B. La SAR a‑t‑elle raisonnablement conclu que M. Yelenych n’était pas un Rom et n’était pas perçu comme tel en Ukraine?

[16] La décision de la SAR est susceptible de contrôle par la Cour selon la norme de la décision raisonnable (Canada (Ministre de la Citoyenneté et de l’Immigration) c Vavilov, 2019 CSC 65 [Vavilov] au para 10). La Cour n’interviendra que si la décision « souffre de lacunes graves à un point tel qu’on ne peut pas dire qu’elle satisfait aux exigences de justification, d’intelligibilité et de transparence » (Vavilov, au para 100). Ces exigences sont respectées si les motifs permettent à la Cour de comprendre le fondement de la décision et d’établir si la décision appartient aux issues acceptables pouvant se justifier au regard des faits et du droit (Vavilov, aux para 85 et 86, citant Dunsmuir c Nouveau‑Brunswick, 2008 CSC 9 au para 47).

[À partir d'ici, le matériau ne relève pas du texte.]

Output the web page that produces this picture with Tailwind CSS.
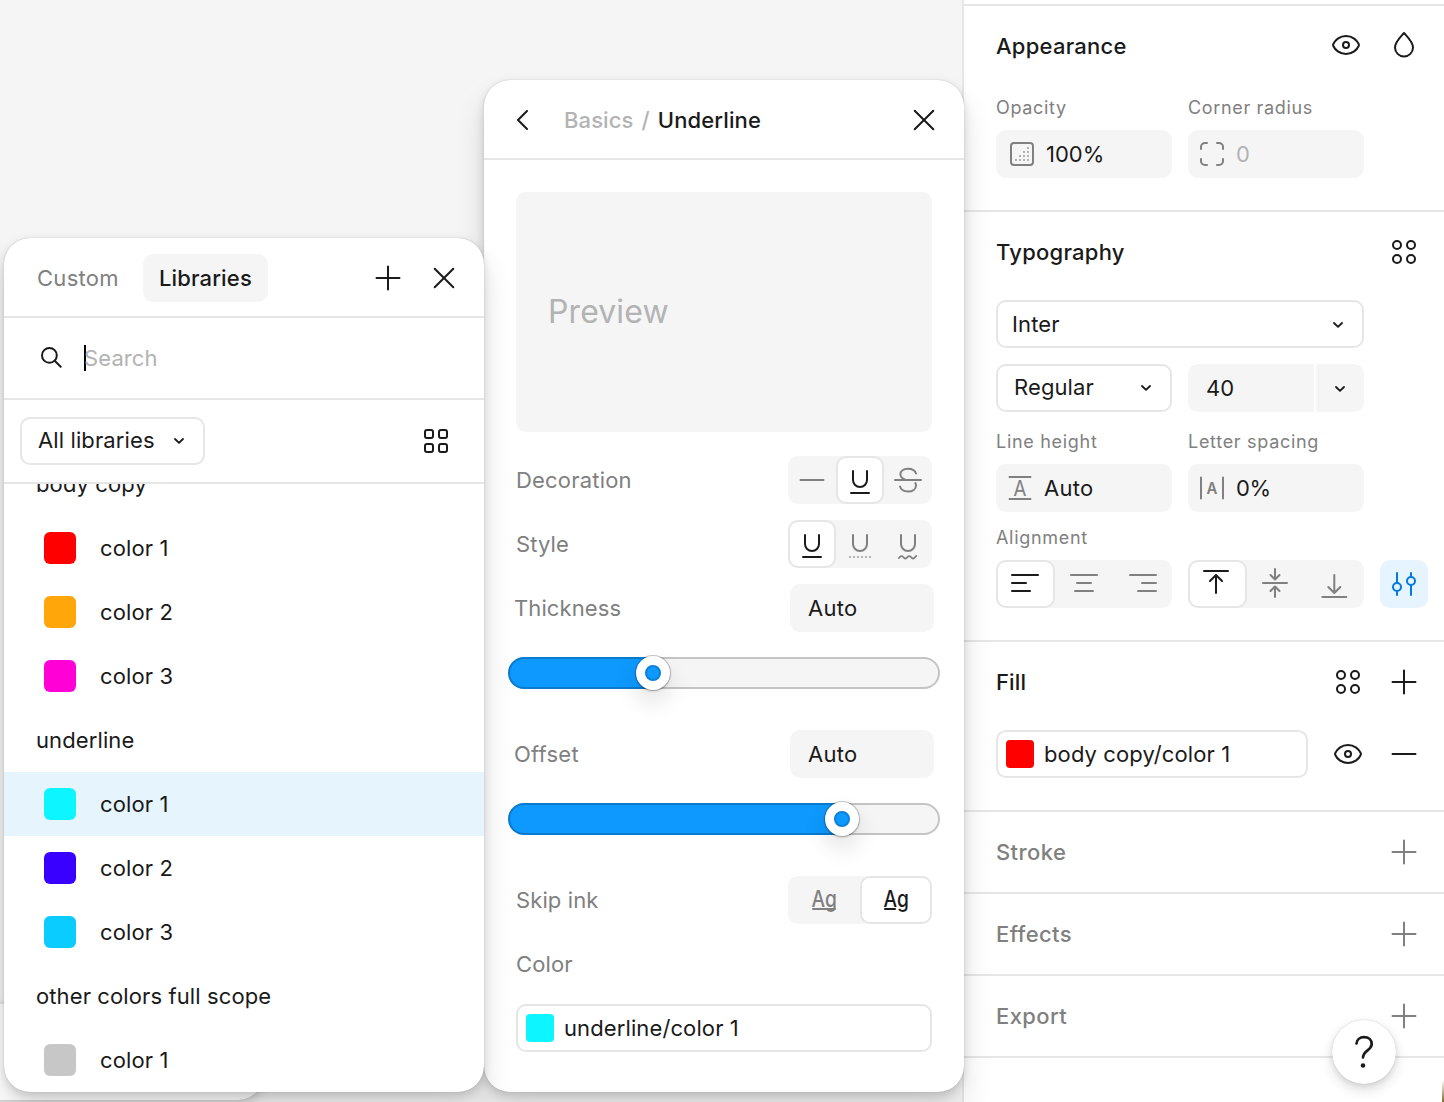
<!DOCTYPE html>
<html lang="en">
<head>
    <meta charset="UTF-8">
    <meta name="viewport" content="width=device-width, initial-scale=1.0">
    <title>Type settings</title>
    <script src="https://cdn.jsdelivr.net/npm/@tailwindcss/browser@4"></script>
    <style>
        body {
            font-family: 'Inter', sans-serif;
        }
        /* Shared outline style for the icons */
        svg {
            fill: none;
            stroke: currentColor;
            stroke-width: 2;
            stroke-linecap: round;
            stroke-linejoin: round;
            flex-shrink: 0;
        }
        svg text {
            fill: currentColor;
            stroke: none;
        }
    </style>
</head>
<body class="relative flex w-[1444px] h-[1102px] overflow-hidden bg-[#f5f5f5] text-[22px] leading-8 tracking-[0.11px] text-[#1a1a1a]">

<!-- Icon sprite -->
<svg class="hidden">
    <symbol id="plus" viewBox="0 0 48 48"><path d="M24 12.5v23M12.5 24h23"/></symbol>
    <symbol id="minus" viewBox="0 0 48 48"><path d="M12.5 24h23"/></symbol>
    <symbol id="close" viewBox="0 0 48 48"><path d="M14.700 14.700l18.600 18.600M33.300 14.700L14.700 33.300"/></symbol>
    <symbol id="chevron" viewBox="0 0 16 16"><path stroke-width="1.800" d="M4 7l4 3.900L12 7"/></symbol>
    <symbol id="eye" viewBox="0 0 48 48"><path d="M24 15c6.500 0 11 4.300 12.700 8a2.300 2.300 0 0 1 0 2C35 28.700 30.500 33 24 33s-11-4.300-12.700-8a2.300 2.300 0 0 1 0-2C13 19.300 17.500 15 24 15z"/><circle cx="24" cy="24" r="3"/></symbol>
    <symbol id="styles" viewBox="0 0 48 48"><circle cx="17" cy="17" r="4"/><circle cx="31" cy="17" r="4"/><circle cx="17" cy="31" r="4"/><circle cx="31" cy="31" r="4"/></symbol>
    <symbol id="underline" viewBox="0 0 48 48"><path d="M17 15v9a7 7 0 0 0 14 0v-9"/></symbol>
</svg>

<!-- Canvas -->
<main class="flex-1"></main>

<!-- Properties sidebar -->
<aside class="w-[482px] border-l-2 border-[#e6e6e6] bg-white">
    <div class="h-1.5 border-b-2 border-[#e6e6e6]"></div>

    <section class="border-b-2 border-[#e6e6e6] pl-8 pr-4 pb-8">
        <div class="flex h-20 items-center">
            <h2 class="flex-1 font-medium tracking-[0.25px]">Appearance</h2>
            <svg class="size-12 mr-2.5 -mt-0.5"><use href="#eye"/></svg>
            <svg class="size-12" viewBox="0 0 48 48"><path d="M24 11c-3.500 4-9 9-9 14.500a9 9 0 0 0 18 0C33 20 27.500 15 24 11z"/></svg>
        </div>
        <div class="grid w-[368px] grid-cols-2 gap-x-4">
            <div class="flex h-11 items-center text-[18px] tracking-[0.66px] text-[#808080]">Opacity</div>
            <div class="flex h-11 items-center text-[18px] tracking-[0.66px] text-[#808080]">Corner radius</div>
            <div class="flex h-12 items-center rounded-[10px] bg-[#f5f5f5] pl-3.5">
                <svg class="size-6 text-[#808080]" viewBox="0 0 24 24">
                    <rect x="1" y="1" width="22" height="22" rx="3"/>
                    <g stroke="none" fill="#b3b3b3">
                        <rect x="17" y="5" width="2" height="2"/>
                        <rect x="13" y="9" width="2" height="2"/><rect x="17" y="9" width="2" height="2"/>
                        <rect x="9" y="13" width="2" height="2"/><rect x="13" y="13" width="2" height="2"/><rect x="17" y="13" width="2" height="2"/>
                        <rect x="5" y="17" width="2" height="2"/><rect x="9" y="17" width="2" height="2"/><rect x="13" y="17" width="2" height="2"/><rect x="17" y="17" width="2" height="2"/>
                    </g>
                </svg>
                <span class="ml-3 tracking-normal">100%</span>
            </div>
            <div class="flex h-12 items-center rounded-[10px] bg-[#f5f5f5] pl-3">
                <svg class="size-6 text-[#808080]" viewBox="0 0 24 24"><path d="M1 7V5a4 4 0 0 1 4-4h2M17 1h2a4 4 0 0 1 4 4v2M23 17v2a4 4 0 0 1-4 4h-2M7 23H5a4 4 0 0 1-4-4v-2"/></svg>
                <span class="ml-3 text-[#b3b3b3]">0</span>
            </div>
        </div>
    </section>

    <section class="border-b-2 border-[#e6e6e6] pl-8 pr-4 pb-8">
        <div class="flex h-20 items-center">
            <h2 class="flex-1 font-medium tracking-[0.25px]">Typography</h2>
            <svg class="size-12"><use href="#styles"/></svg>
        </div>
        <div class="mt-2 flex h-12 w-[368px] items-center justify-between rounded-[10px] border-2 border-[#e6e6e6] pl-3.5 pr-4">
            Inter
            <svg class="size-4"><use href="#chevron"/></svg>
        </div>
        <div class="mt-4 grid w-[368px] grid-cols-2 gap-x-4">
            <div class="flex h-12 items-center justify-between rounded-[10px] border-2 border-[#e6e6e6] pl-4 pr-4 pb-0.5">
                Regular
                <svg class="size-4"><use href="#chevron"/></svg>
            </div>
            <div class="flex h-12 gap-0.5 overflow-hidden rounded-[10px]">
                <div class="flex flex-1 items-center bg-[#f5f5f5] pl-[18px]">40</div>
                <div class="flex w-12 items-center justify-center bg-[#f5f5f5]"><svg class="size-4"><use href="#chevron"/></svg></div>
            </div>
            <div class="mt-2 flex h-11 items-center text-[18px] tracking-[0.7px] text-[#808080]">Line height</div>
            <div class="mt-2 flex h-11 items-center text-[18px] tracking-[0.7px] text-[#808080]">Letter spacing</div>
            <div class="flex h-12 items-center rounded-[10px] bg-[#f5f5f5] pl-3">
                <svg class="size-6 text-[#808080]" viewBox="0 0 24 24"><path d="M1.500 1h21M1.500 23h21"/><text x="12" y="20" font-size="22" text-anchor="middle" textLength="13" lengthAdjust="spacingAndGlyphs">A</text></svg>
                <span class="ml-3 tracking-[0.25px]">Auto</span>
            </div>
            <div class="flex h-12 items-center rounded-[10px] bg-[#f5f5f5] pl-3">
                <svg class="size-6 text-[#808080]" viewBox="0 0 24 24"><path d="M1 1.500v21M23 1.500v21"/><text x="12" y="18" font-size="16.500" font-weight="600" text-anchor="middle" textLength="11" lengthAdjust="spacingAndGlyphs">A</text></svg>
                <span class="ml-3 tracking-[-0.5px]">0%</span>
            </div>
        </div>
        <div class="mt-1 flex h-11 items-center text-[18px] tracking-[0.7px] text-[#808080]">Alignment</div>
        <div class="flex gap-4 text-[#808080]">
            <div class="grid h-12 w-44 grid-cols-3 grid-rows-[48px] rounded-[10px] bg-[#f5f5f5]">
                <div class="flex items-center justify-center rounded-[10px] border-2 border-[#e6e6e6] bg-white text-[#1a1a1a]">
                    <svg class="size-12" viewBox="0 0 48 48"><path d="M11 15h26M11 23h14M11 31h18"/></svg>
                </div>
                <div class="flex items-center justify-center">
                    <svg class="size-12" viewBox="0 0 48 48"><path d="M11 15h26M17 23h14M15 31h18"/></svg>
                </div>
                <div class="flex items-center justify-center">
                    <svg class="size-12" viewBox="0 0 48 48"><path d="M11 15h26M23 23h14M19 31h18"/></svg>
                </div>
            </div>
            <div class="grid h-12 w-44 grid-cols-3 grid-rows-[48px] rounded-[10px] bg-[#f5f5f5]">
                <div class="flex items-center justify-center rounded-[10px] border-2 border-[#e6e6e6] bg-white text-[#1a1a1a]">
                    <svg class="size-12" viewBox="0 0 48 48"><path d="M11 11h24M23 33V15M17 21l6-6 6 6"/></svg>
                </div>
                <div class="flex items-center justify-center">
                    <svg class="size-12" viewBox="0 0 48 48"><path d="M11 23h24M23 9v10M18.500 15l4.500 4.500 4.500-4.500M23 37V27M18.500 31l4.500-4.500 4.500 4.500"/></svg>
                </div>
                <div class="flex items-center justify-center">
                    <svg class="size-12" viewBox="0 0 48 48"><path d="M11.300 37h24M23.300 15v18M17.300 27l6 6 6-6"/></svg>
                </div>
            </div>
            <div class="flex size-12 items-center justify-center rounded-[10px] bg-[#e5f4ff] text-[#007be5]">
                <svg class="size-12" viewBox="0 0 48 48"><path d="M17 13v9.500M17 31.500V35M31 13v4M31 25.500V35"/><circle cx="17" cy="27" r="4"/><circle cx="31" cy="21" r="4"/></svg>
            </div>
        </div>
    </section>

    <section class="border-b-2 border-[#e6e6e6] pl-8 pr-4 pb-8">
        <div class="flex h-20 items-center gap-2">
            <h2 class="flex-1 font-medium">Fill</h2>
            <svg class="size-12"><use href="#styles"/></svg>
            <svg class="size-12"><use href="#plus"/></svg>
        </div>
        <div class="mt-2 flex items-center gap-2">
            <div class="mr-2 flex h-12 flex-1 items-center rounded-[10px] border-2 border-[#e6e6e6] pl-2">
                <span class="size-7 rounded bg-[#ff0000]"></span>
                <span class="ml-2.5">body copy/color 1</span>
            </div>
            <svg class="size-12"><use href="#eye"/></svg>
            <svg class="size-12"><use href="#minus"/></svg>
        </div>
    </section>

    <section class="flex h-[82px] items-center justify-between border-b-2 border-[#e6e6e6] pl-8 pr-4 text-[#808080]">
        <h2 class="font-medium tracking-[0.4px]">Stroke</h2>
        <svg class="size-12"><use href="#plus"/></svg>
    </section>
    <section class="flex h-[82px] items-center justify-between border-b-2 border-[#e6e6e6] pl-8 pr-4 text-[#808080]">
        <h2 class="font-medium tracking-[0.4px]">Effects</h2>
        <svg class="size-12"><use href="#plus"/></svg>
    </section>
    <section class="flex h-[82px] items-center justify-between border-b-2 border-[#e6e6e6] pl-8 pr-4 text-[#808080]">
        <h2 class="font-medium tracking-[0.4px]">Export</h2>
        <svg class="size-12"><use href="#plus"/></svg>
    </section>
</aside>

<!-- Panel underneath, only its bottom edge shows -->
<div class="absolute -left-10 top-[1002px] h-[98px] w-[304px] rounded-b-[26px] border-t-2 border-[#e6e6e6] bg-white shadow-[0_0_1px_rgba(0,0,0,0.3),0_4px_10px_rgba(0,0,0,0.15)]"></div>

<!-- Underline settings -->
<div class="absolute left-[484px] top-20 h-[1012px] w-[480px] rounded-[26px] bg-white shadow-[0_0_1px_rgba(0,0,0,0.3),0_4px_10px_rgba(0,0,0,0.15),0_20px_32px_rgba(0,0,0,0.12)]">
    <div class="flex h-20 items-center border-b-2 border-[#e6e6e6] pt-0.5 pl-8 pr-4">
        <svg class="h-6 w-3" viewBox="0 0 12 24"><path d="M11 3L2 12l9 9"/></svg>
        <div class="ml-9 flex flex-1 gap-2 font-medium text-[#b3b3b3]">
            <span>Basics</span>
            <span>/</span>
            <span class="text-[#1a1a1a]">Underline</span>
        </div>
        <svg class="size-12"><use href="#close"/></svg>
    </div>
    <div class="flex flex-col px-8 pt-8 text-[#808080]">
        <div class="flex h-60 items-center rounded-[10px] bg-[#f5f5f5] pl-8 text-[32px] tracking-[0.1px] text-[#b3b3b3]">Preview</div>

        <div class="mt-6 flex items-center justify-between">
            <span class="tracking-[0.2px]">Decoration</span>
            <div class="flex h-12 rounded-[10px] bg-[#f5f5f5]">
                <svg class="size-12"><use href="#minus"/></svg>
                <div class="flex size-12 items-center justify-center rounded-[10px] border-2 border-[#e6e6e6] bg-white text-[#1a1a1a]">
                    <svg class="size-12" viewBox="0 0 48 48"><use href="#underline"/><path d="M15 37h18"/></svg>
                </div>
                <svg class="size-12" viewBox="0 0 48 48"><path d="M11 24h26M32 17.500c-1-3.200-4-4.800-8-4.800-4.500 0-7.600 2.300-7.600 5.600 0 2.700 2 4.400 5.200 5.700M16 30.500c1 3.200 4 5 8 5 4.700 0 8-2.400 8-6 0-1-.2-1.800-.6-2.500"/></svg>
            </div>
        </div>

        <div class="mt-4 flex items-center justify-between">
            Style
            <div class="flex h-12 rounded-[10px] bg-[#f5f5f5]">
                <div class="flex size-12 items-center justify-center rounded-[10px] border-2 border-[#e6e6e6] bg-white text-[#1a1a1a]">
                    <svg class="size-12" viewBox="0 0 48 48"><use href="#underline"/><path d="M15 37h18"/></svg>
                </div>
                <svg class="size-12" viewBox="0 0 48 48"><use href="#underline"/><path d="M13 37h22" stroke="#b3b3b3" stroke-linecap="butt" stroke-dasharray="2 2"/></svg>
                <svg class="size-12" viewBox="0 0 48 48"><use href="#underline"/><path stroke-width="1.800" d="M15 38l1.200-1.300a1.800 1.800 0 0 1 2.600 0l1.300 1.200a1.800 1.800 0 0 0 2.500 0l1.300-1.200a1.800 1.800 0 0 1 2.600 0l1.300 1.200a1.800 1.800 0 0 0 2.500 0l2-2"/></svg>
            </div>
        </div>

        <div class="mt-4 -mx-0.5 flex items-center justify-between">
            Thickness
            <div class="flex h-12 w-36 items-center rounded-[10px] bg-[#f5f5f5] pl-[18px] tracking-[0.25px] text-[#1a1a1a]">Auto</div>
        </div>
        <div class="relative mt-[25px] -mx-2 h-8 rounded-full bg-[#f5f5f5]">
            <div class="h-8 rounded-full bg-[#0d99ff]" style="width: 161px"></div>
            <div class="absolute inset-0 rounded-full border-2 border-black/20"></div>
            <div class="absolute -top-px size-[34px] rounded-full border-[9px] border-white bg-[#0d99ff] shadow-[0_0_0_1px_rgba(0,0,0,0.2),0_1px_3px_rgba(0,0,0,0.2),0_12px_24px_rgba(0,0,0,0.12)]" style="left: 128px">
                <div class="size-4 rounded-full border-2 border-black/15"></div>
            </div>
        </div>

        <div class="mt-[41px] -mx-0.5 flex items-center justify-between">
            <span class="tracking-[0.25px]">Offset</span>
            <div class="flex h-12 w-36 items-center rounded-[10px] bg-[#f5f5f5] pl-[18px] tracking-[0.25px] text-[#1a1a1a]">Auto</div>
        </div>
        <div class="relative mt-[25px] -mx-2 h-8 rounded-full bg-[#f5f5f5]">
            <div class="h-8 rounded-full bg-[#0d99ff]" style="width: 350px"></div>
            <div class="absolute inset-0 rounded-full border-2 border-black/20"></div>
            <div class="absolute -top-px size-[34px] rounded-full border-[9px] border-white bg-[#0d99ff] shadow-[0_0_0_1px_rgba(0,0,0,0.2),0_1px_3px_rgba(0,0,0,0.2),0_12px_24px_rgba(0,0,0,0.12)]" style="left: 317px">
                <div class="size-4 rounded-full border-2 border-black/15"></div>
            </div>
        </div>

        <div class="mt-[41px] flex items-center justify-between">
            Skip ink
            <div class="grid h-12 w-36 grid-cols-2 grid-rows-[48px] rounded-[10px] bg-[#f5f5f5]">
                <div class="flex items-center justify-center">
                    <svg class="size-12" viewBox="0 0 48 48"><text x="11.500" y="31" font-size="22.500" font-weight="500" textLength="25.500" lengthAdjust="spacingAndGlyphs">Ag</text><path d="M13 33h22"/></svg>
                </div>
                <div class="flex items-center justify-center rounded-[10px] border-2 border-[#e6e6e6] bg-white text-[#1a1a1a]">
                    <svg class="size-12" viewBox="0 0 48 48"><text x="11.500" y="31" font-size="22.500" font-weight="500" textLength="25.500" lengthAdjust="spacingAndGlyphs">Ag</text><path d="M13 33h10"/></svg>
                </div>
            </div>
        </div>

        <div class="mt-4 flex h-12 items-center">Color</div>
        <div class="mt-4 flex h-12 items-center rounded-[10px] border-2 border-[#e6e6e6] pl-2 text-[#1a1a1a]">
            <span class="size-7 rounded bg-[#0df6ff]"></span>
            <span class="ml-2.5">underline/color 1</span>
        </div>
    </div>
</div>

<!-- Color picker -->
<div class="absolute left-1 top-[238px] h-[854px] w-[480px] overflow-hidden rounded-[26px] bg-white shadow-[0_0_1px_rgba(0,0,0,0.3),0_4px_10px_rgba(0,0,0,0.15),0_20px_32px_rgba(0,0,0,0.12)]">
    <div class="flex h-20 items-center border-b-2 border-[#e6e6e6] pt-0.5 pl-[17px] pr-4">
        <div class="flex h-12 items-center px-4 text-[#808080] tracking-[0.3px]">Custom</div>
        <div class="ml-2 flex h-12 items-center rounded-[10px] bg-[#f5f5f5] px-4 font-medium tracking-[0.15px]">Libraries</div>
        <svg class="ml-auto size-12"><use href="#plus"/></svg>
        <svg class="ml-2 size-12"><use href="#close"/></svg>
    </div>
    <div class="flex h-[82px] items-center border-b-2 border-[#e6e6e6] pl-9">
        <svg class="size-6" viewBox="0 0 24 24"><circle cx="9.400" cy="9.400" r="7.400"/><path d="M14.700 14.700l6 6"/></svg>
        <span class="ml-5 h-[26px] w-0.5 bg-black"></span>
        <span class="-ml-0.5 text-[#b3b3b3]">Search</span>
    </div>
    <div class="flex h-[84px] items-center justify-between border-b-2 border-[#e6e6e6] pl-4 pr-6">
        <div class="flex h-12 w-[185px] items-center justify-between rounded-[10px] border-2 border-[#e6e6e6] px-4 pb-0.5">
            All libraries
            <svg class="size-4"><use href="#chevron"/></svg>
        </div>
        <svg class="size-12" viewBox="0 0 48 48"><rect x="13" y="13" width="8" height="8" rx="2"/><rect x="27" y="13" width="8" height="8" rx="2"/><rect x="13" y="27" width="8" height="8" rx="2"/><rect x="27" y="27" width="8" height="8" rx="2"/></svg>
    </div>
    <div class="h-[608px] overflow-hidden">
        <div class="-mt-8 flex h-16 items-center px-8">body copy</div>
        <div class="flex h-16 items-center gap-6 px-10"><span class="size-8 rounded-md bg-[#ff0000]"></span>color 1</div>
        <div class="flex h-16 items-center gap-6 px-10"><span class="size-8 rounded-md bg-[#ffa60a]"></span>color 2</div>
        <div class="flex h-16 items-center gap-6 px-10"><span class="size-8 rounded-md bg-[#ff00d6]"></span>color 3</div>
        <div class="flex h-16 items-center px-8">underline</div>
        <div class="flex h-16 items-center gap-6 bg-[#e5f4fd] px-10"><span class="size-8 rounded-md bg-[#0df6ff]"></span>color 1</div>
        <div class="flex h-16 items-center gap-6 px-10"><span class="size-8 rounded-md bg-[#3a00ff]"></span>color 2</div>
        <div class="flex h-16 items-center gap-6 px-10"><span class="size-8 rounded-md bg-[#0accff]"></span>color 3</div>
        <div class="flex h-16 items-center px-8">other colors full scope</div>
        <div class="flex h-16 items-center gap-6 px-10"><span class="size-8 rounded-md bg-[#c7c7c7]"></span>color 1</div>
    </div>
</div>

<!-- Help button -->
<div class="absolute bottom-[18px] right-12 size-16 rounded-full bg-white shadow-[0_0_1px_rgba(0,0,0,0.2),0_2px_6px_rgba(0,0,0,0.1),0_6px_14px_rgba(0,0,0,0.12)]">
    <svg class="size-16" viewBox="0 0 64 64"><path stroke-width="2.700" d="M24.500 23.500c.3-3.800 3.200-6.300 7.500-6.300 4.600 0 7.700 2.800 7.700 6.800 0 6.500-8.500 6.200-8.700 13.500"/><circle cx="31" cy="45.500" r="2.300" fill="currentColor" stroke="none"/></svg>
</div>
<div class="absolute bottom-0 right-0 h-[22px] w-0.5 bg-gradient-to-b from-transparent to-[#8a6a2a]"></div>
</body>
</html>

[17] M. Yelenych affirme que le rejet de sa crédibilité par la SAR était fondé sur seulement deux conclusions défavorables : a) l’incohérence mineure entre la déclaration dans son formulaire FDA et son témoignage subséquent; b) son défaut de présenter quelque élément de preuve que ce soit de son adhésion à des organisations roms ou de sa participation à leurs activités.

[18] M. Yelenych ne conteste pas le fait qu’il avait déclaré dans son formulaire FDA avoir hérité son origine ethnique rom de sa mère et de son père. Cependant, il dit avoir volontairement clarifié devant la SPR que sa mère était Rom à part entière, alors que son père était à moitié Rom. Il affirme également qu’il n’avait jamais prétendu être membre d’organisations roms, et qu’il était donc déraisonnable pour la SPR et la SAR d’exiger que cela soit prouvé.

[19] Le défendeur nie le fait que M. Yelenych ait volontairement clarifié son origine ethnique devant la SPR; M. Yelenych avait plutôt reconnu avoir principalement hérité son origine ethnique rom de sa mère seulement lorsque l’incohérence apparente entre son formulaire FDA et le rapport de la commission lui avait été soulignée. La décision de la SAR comporte l’extrait suivant de la transcription de l’audience devant la SPR :

[traduction]

Q : […] [vos origines ethniques roms] viennent‑elles de votre mère ou de votre père ou de vos deux parents?

R : Elles viennent de ma mère.

Q : Vos deux, euh… alors seule votre mère est rom?

R : Oui. Mon père n’est pas totalement rom.

Q : Dans votre formulaire FDA, vous affirmez que vous êtes rom par vos deux parents et que votre père a des problèmes en raison de sa nationalité rom. Pourquoi est‑ce différent?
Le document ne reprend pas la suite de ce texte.